- Theatrical release poster
- Directed by: Victor Sjöström
- Written by: Screenplay:; Victor Sjöström; Sam Ask; Play:; Jóhann Sigurjónsson;
- Produced by: Charles Magnusson
- Starring: Victor Sjöström; Edith Erastoff;
- Cinematography: Julius Jaenzon
- Release date: 1 January 1918;
- Running time: 111 minutes
- Country: Sweden
- Languages: Silent film; Swedish intertitles;

= The Outlaw and His Wife =

Full film

The Outlaw and His Wife (Berg-Ejvind och hans hustru) is a 1918 Swedish silent film directed by Victor Sjöström, based on a play from 1911 by Jóhann Sigurjónsson. It tells the story of Eyvind of the Hills, an 18th-century Icelandic outlaw.

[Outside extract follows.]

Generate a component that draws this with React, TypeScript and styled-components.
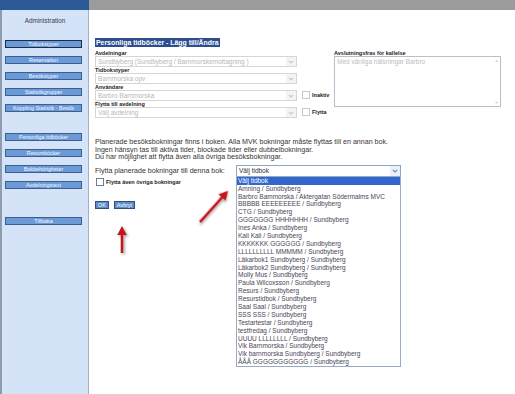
import styled, { createGlobalStyle } from "styled-components";

const GlobalStyle = createGlobalStyle`
  html, body {
    margin: 0;
    padding: 0;
    background: #fff;
    overflow: hidden;
  }
  body {
    font-family: "Liberation Sans", Arial, sans-serif;
  }
`;

const navItems = [
	{ label: "Tidbokstyper", active: true, gap: 0 },
	{ label: "Reservation", gap: 0 },
	{ label: "Besökstyper", gap: 0 },
	{ label: "Statistikgrupper", gap: 0 },
	{ label: "Koppling Statistik - Besök", gap: 0 },
	{ label: "Personliga tidböcker", gap: 13 },
	{ label: "Resursböcker", gap: 0 },
	{ label: "Bokbehörigheter", gap: 0 },
	{ label: "Avdelningstext", gap: 0 },
	{ label: "Tillbaka", gap: 20 },
];

const books = [
	"Välj tidbok",
	"Amning / Sundbyberg",
	"Barbro Bammorska / Aktergatan Södermalms MVC",
	"BBBBB EEEEEEEEE / Sundbyberg",
	"CTG / Sundbyberg",
	"GGGGGGG HHHHHHH / Sundbyberg",
	"Ines Anka / Sundbyberg",
	"Kali Kali / Sundbyberg",
	"KKKKKKK GGGGGG / Sundbyberg",
	"LLLLLLLLLL MMMMM / Sundbyberg",
	"Läkarbok1 Sundbyberg / Sundbyberg",
	"Läkarbok2 Sundbyberg / Sundbyberg",
	"Molly Mus / Sundbyberg",
	"Paula Wilcoxsson / Sundbyberg",
	"Resurs / Sundbyberg",
	"Resurstidbok / Sundbyberg",
	"Saal Saal / Sundbyberg",
	"SSS SSS / Sundbyberg",
	"Testartestar / Sundbyberg",
	"testfredag / Sundbyberg",
	"UUUU LLLLLLLL / Sundbyberg",
	"Vik Barnmorska / Sundbyberg",
	"Vik barnmorska Sundbyberg / Sundbyberg",
	"ÅÅÅ GGGGGGGGGGG / Sundbyberg",
];

const fields = [
	{ label: "Avdelningar", value: "Sundbyberg (Sundbyberg / Barnmorskemottagning )" },
	{ label: "Tidbokstyper", value: "Barnmorska opv" },
	{ label: "Användare", value: "Barbro Barnmorska" },
	{ label: "Flytta till avdelning", value: "Välj avdelning" },
];

const Chevron = ({ color }: { color: string }) => (
	<svg width="6" height="4" viewBox="0 0 6 4">
		<path d="M0.8 0.8 L3 3 L5.2 0.8" fill="none" stroke={color} strokeWidth="1.1" />
	</svg>
);

const Arrow = ({ x, y, length, angle }: { x: number; y: number; length: number; angle: number }) => (
	<g transform={`translate(${x} ${y}) rotate(${angle})`} filter="url(#shadow)">
		<rect x={-1.3} y={-length + 8} width={2.6} height={length - 8} fill="#c2151c" />
		<path d={`M0 ${-length} L-4.8 ${-length + 9} L4.8 ${-length + 9} Z`} fill="#c2151c" />
	</g>
);

export default function App() {
	return (
		<>
			<GlobalStyle />
			<Page>
				<Sidebar>
					<SidebarTop />
					<SidebarBody>
						<SidebarTitle>Administration</SidebarTitle>
						<Nav>
							{navItems.map((item) => (
								<NavButton key={item.label} $active={item.active} $gap={item.gap}>
									{item.label}
								</NavButton>
							))}
						</Nav>
					</SidebarBody>
				</Sidebar>
				<Main>
					<TopBar />
					<Content>
						<Heading>Personliga tidböcker - Lägg till/Ändra</Heading>
						<FormGrid>
							{fields.map((f, i) => (
								<Field key={f.label} style={{ gridRow: i + 1 }}>
									<Label>{f.label}</Label>
									<FakeSelect $disabled>
										<SelectText>{f.value}</SelectText>
										<SelectButton $disabled>
											<Chevron color="#c8c8c8" />
										</SelectButton>
									</FakeSelect>
								</Field>
							))}
							<CheckCell $row={3}>
								<Box $disabled />
								<CheckLabel>Inaktiv</CheckLabel>
							</CheckCell>
							<CheckCell $row={4}>
								<Box $disabled />
								<CheckLabel>Flytta</CheckLabel>
							</CheckCell>
							<NoteBlock>
								<Label>Avslutningsfras för kallelse</Label>
								<NoteBox>
									<NoteText>Med vänliga hälsningar Barbro</NoteText>
									<ScrollTrack>
										<ScrollArrow>▲</ScrollArrow>
										<ScrollArrow>▼</ScrollArrow>
									</ScrollTrack>
								</NoteBox>
							</NoteBlock>
						</FormGrid>
						<Info>
							Planerade besöksbokningar finns i boken. Alla MVK bokningar måste flyttas till en annan bok.
							<br />
							Ingen hänsyn tas till aktiva tider, blockade tider eller dubbelbokningar.
							<br />
							Du har möjlighet att flytta även alla övriga besöksbokningar.
						</Info>
						<MoveRow>
							<MoveLabel>Flytta planerade bokningar till denna bok:</MoveLabel>
							<BookSelect>
								<SelectText $dark>Välj tidbok</SelectText>
								<SelectButton>
									<Chevron color="#6f8fbf" />
								</SelectButton>
								<BookList>
									{books.map((b, i) => (
										<BookItem key={b} $selected={i === 0}>
											{b}
										</BookItem>
									))}
								</BookList>
							</BookSelect>
						</MoveRow>
						<CheckRow>
							<Box />
							<CheckLabel>Flytta även övriga bokningar</CheckLabel>
						</CheckRow>
						<Buttons>
							<ActionButton>OK</ActionButton>
							<ActionButton>Avbryt</ActionButton>
						</Buttons>
						<Annotations width="426" height="384">
							<defs>
								<filter id="shadow" x="-50%" y="-50%" width="200%" height="200%">
									<feDropShadow dx="1.5" dy="1.5" stdDeviation="1" floodColor="#000" floodOpacity="0.35" />
								</filter>
							</defs>
							<Arrow x={111} y={212} length={42} angle={42} />
							<Arrow x={33} y={243} length={27} angle={0} />
						</Annotations>
					</Content>
				</Main>
			</Page>
		</>
	);
}

const Page = styled.div`
  display: flex;
  width: 515px;
  height: 394px;
  overflow: hidden;
`;

const Sidebar = styled.aside`
  width: 89px;
  flex: none;
  display: flex;
  flex-direction: column;
`;

const SidebarTop = styled.div`
  height: 10px;
  background: #2b5995;
`;

const SidebarBody = styled.div`
  flex: 1;
  background: #d5e3f8;
  border-left: 2px solid #8f9cae;
  border-right: 1px solid #a3b0c4;
  box-sizing: border-box;
`;

const SidebarTitle = styled.div`
  margin-top: 7px;
  height: 8px;
  line-height: 8px;
  text-align: center;
  font-size: 6.4px;
  color: #3a3a4a;
`;

const Nav = styled.nav`
  display: flex;
  flex-direction: column;
  gap: 8px;
  margin-top: 15px;
  padding-left: 3px;
`;

const NavButton = styled.div<{ $active?: boolean; $gap: number }>`
  width: 77px;
  height: 8px;
  box-sizing: border-box;
  margin-top: ${(p) => p.$gap}px;
  background: #6c9ad6;
  border: 1px solid ${(p) => (p.$active ? "#1d2d48" : "#3a5f93")};
  color: #f4f8ff;
  font-size: 5.4px;
  line-height: 6px;
  text-align: center;
  white-space: nowrap;
  overflow: hidden;
`;

const Main = styled.main`
  flex: 1;
  display: flex;
  flex-direction: column;
`;

const TopBar = styled.div`
  height: 10px;
  background: #9b9b9b;
`;

const Content = styled.div`
  position: relative;
  flex: 1;
  display: flex;
  flex-direction: column;
  align-items: flex-start;
  padding: 28px 0 0 6px;
`;

const Heading = styled.div`
  height: 9px;
  line-height: 9px;
  padding: 0 1px;
  background: #2c4e8e;
  color: #fff;
  font-weight: bold;
  font-size: 6.9px;
  white-space: nowrap;
`;

const FormGrid = styled.div`
  display: grid;
  grid-template-columns: 207px 32px 167px;
  grid-template-rows: repeat(4, 17px);
  margin-top: 3px;
`;

const Field = styled.div`
  grid-column: 1;
  display: flex;
  flex-direction: column;
  width: 202px;
`;

const Label = styled.div`
  height: 6px;
  line-height: 6px;
  font-size: 5.5px;
  font-weight: bold;
  color: #222;
  white-space: nowrap;
`;

const FakeSelect = styled.div<{ $disabled?: boolean }>`
  display: flex;
  align-items: center;
  height: 11px;
  box-sizing: border-box;
  border: 1px solid ${(p) => (p.$disabled ? "#d6d6d6" : "#8ea6c6")};
  background: #fff;
`;

const SelectText = styled.span<{ $dark?: boolean }>`
  flex: 1;
  padding-left: 2px;
  font-size: 6.5px;
  line-height: 9px;
  color: ${(p) => (p.$dark ? "#333" : "#b8b8b8")};
  white-space: nowrap;
  overflow: hidden;
`;

const SelectButton = styled.span<{ $disabled?: boolean }>`
  display: flex;
  align-items: center;
  justify-content: center;
  width: 10px;
  height: 100%;
  background: ${(p) => (p.$disabled ? "#f4f4f4" : "#eaf1fb")};
`;

const CheckCell = styled.div<{ $row: number }>`
  grid-column: 2;
  grid-row: ${(p) => p.$row};
  align-self: end;
  display: flex;
  align-items: center;
  margin-bottom: 2px;
`;

const Box = styled.span<{ $disabled?: boolean }>`
  width: 8px;
  height: 8px;
  box-sizing: border-box;
  flex: none;
  border: 1px solid ${(p) => (p.$disabled ? "#c9c9c9" : "#6d7f96")};
  background: #fff;
  margin-right: 2px;
`;

const CheckLabel = styled.span`
  font-size: 5.5px;
  font-weight: bold;
  color: #222;
  white-space: nowrap;
`;

const NoteBlock = styled.div`
  grid-column: 3;
  grid-row: 1 / span 4;
  display: flex;
  flex-direction: column;
`;

const NoteBox = styled.div`
  display: flex;
  height: 51px;
  box-sizing: border-box;
  border: 1px solid #b7bfcc;
  background: #fff;
`;

const NoteText = styled.div`
  flex: 1;
  padding: 1px 2px;
  font-size: 6.5px;
  color: #bdbdbd;
`;

const ScrollTrack = styled.div`
  width: 7px;
  display: flex;
  flex-direction: column;
  justify-content: space-between;
  align-items: center;
  padding: 1px 0;
`;

const ScrollArrow = styled.span`
  font-size: 4px;
  line-height: 5px;
  color: #c9c9c9;
`;

const Info = styled.p`
  margin: 21px 0 0;
  font-size: 7.1px;
  line-height: 7.6px;
  color: #333;
  white-space: nowrap;
`;

const MoveRow = styled.div`
  display: flex;
  align-items: center;
  margin-top: 3px;
`;

const MoveLabel = styled.span`
  width: 141px;
  font-size: 7.1px;
  color: #333;
  white-space: nowrap;
`;

const BookSelect = styled(FakeSelect)`
  position: relative;
  width: 165px;
  height: 12px;
`;

const BookList = styled.ul`
  position: absolute;
  top: 100%;
  left: -1px;
  width: 165px;
  margin: 0;
  padding: 0;
  list-style: none;
  background: #fff;
  border: 1px solid #98abc4;
  box-sizing: border-box;
`;

const BookItem = styled.li<{ $selected?: boolean }>`
  height: 7.9px;
  line-height: 7.9px;
  padding-left: 1px;
  font-size: 6.5px;
  white-space: nowrap;
  background: ${(p) => (p.$selected ? "#3167cc" : "transparent")};
  color: ${(p) => (p.$selected ? "#fff" : "#4a4658")};
`;

const CheckRow = styled.div`
  display: flex;
  align-items: center;
  margin-top: 1px;
  padding-left: 1px;
`;

const Buttons = styled.div`
  display: flex;
  gap: 5px;
  margin-top: 15px;
`;

const ActionButton = styled.button`
  height: 8px;
  padding: 0 2px;
  margin: 0;
  box-sizing: border-box;
  border: 1px solid #2f4f7d;
  background: #5e8dca;
  color: #fff;
  font-family: "Liberation Sans", Arial, sans-serif;
  font-size: 5.4px;
  line-height: 6px;
`;

const Annotations = styled.svg`
  position: absolute;
  left: 0;
  top: 0;
  pointer-events: none;
  overflow: visible;
`;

The film was groundbreaking for its portrayal of wild nature. It was shot in two sessions in the spring and late summer 1917, with Åre and Abisko in northern Sweden acting as the highlands of Iceland.

== Plot==
A stranger who calls himself Kári comes to a farm in the north country. He is hired as a laborer, and the widowed farm owner Halla becomes infatuated with him. The local bailiff, Björn, who is Hall's deceased husband's brother and wants to marry her, becomes jealous of Kári. Another man tells the bailiff that Kári is in fact a thief and fugitive named Eyvind. Kári at first denies being Eyvind and then defeats Björn in a wrestling contest as a measure of his sincerity. However, when Halla proposes marriage, he confesses the truth of what happened in his earlier impoverished life as Eyvind.

When the bailiff returns with others to arrest Eyvind, he and Halla abandon the farm for the bare, cold highlands, where they live for many happy years. They have a baby girl and are accompanied by their friend Arnes.

However, around the time the girl is three, Arnes confesses his loneliness and love for Halla. Halla does not share his feelings, and he decides to leave them. As he is walking away, he sees a group of men approaching and runs back to warn Eyvind and Halla. The men arrive at the same time, and a fight ensues. In fear of capture, Halla throws her child off the cliff into the river below.

Eyvind and Halla escape into the hostile winter. Some time later, they are holed up in a small cabin with no food. They are crazed with hunger. Eyvind considers abandoning Halla but does not. When Eyvind goes for firewood, Halla wanders out of the cabin and freezes in the snow. Eyvind finds her and holds her until he has died, frozen by her side.

==Cast==
- Victor Sjöström as Eyvind of the Hills
- Edith Erastoff as Halla
- John Ekman as Arnes
- Jenny Tschernichin-Larsson as Guðfinna
- Artur Rolén as Farmhand
- Nils Ahrén as Björn Bergstéinsson
- William Larsson as Bjarni Sveinbjörnsson

== Critical reception ==
Jeff Stafford shared the following thoughts in an essay on the film written for the 2013 San Francisco Silent Film Festival:

While The Outlaw and His Wife (1918) is not as well known [as his later films], it is considered by many film historians to be Sjöström's silent-era masterpiece and, nearly a century after its release, is enjoying a revival that should elevate its stature in the director's pantheon... The Outlaw and His Wife is also infused with a kind of pantheism and puritanical morality that came to mark Swedish cinema. As social renegades the lovers feel their transgressions are subject to the laws of an indifferent universe and when cornered by their pursuers, Halla makes a personal sacrifice that reflects an Old Testament sense of vindication... Film critic David Thomson noted a recurring quality in Sjöström's best work of "wild feelings bursting through moral and social inhibition" and that is an apt summation of the universe of The Outlaw and His Wife where passion and intolerance coexist.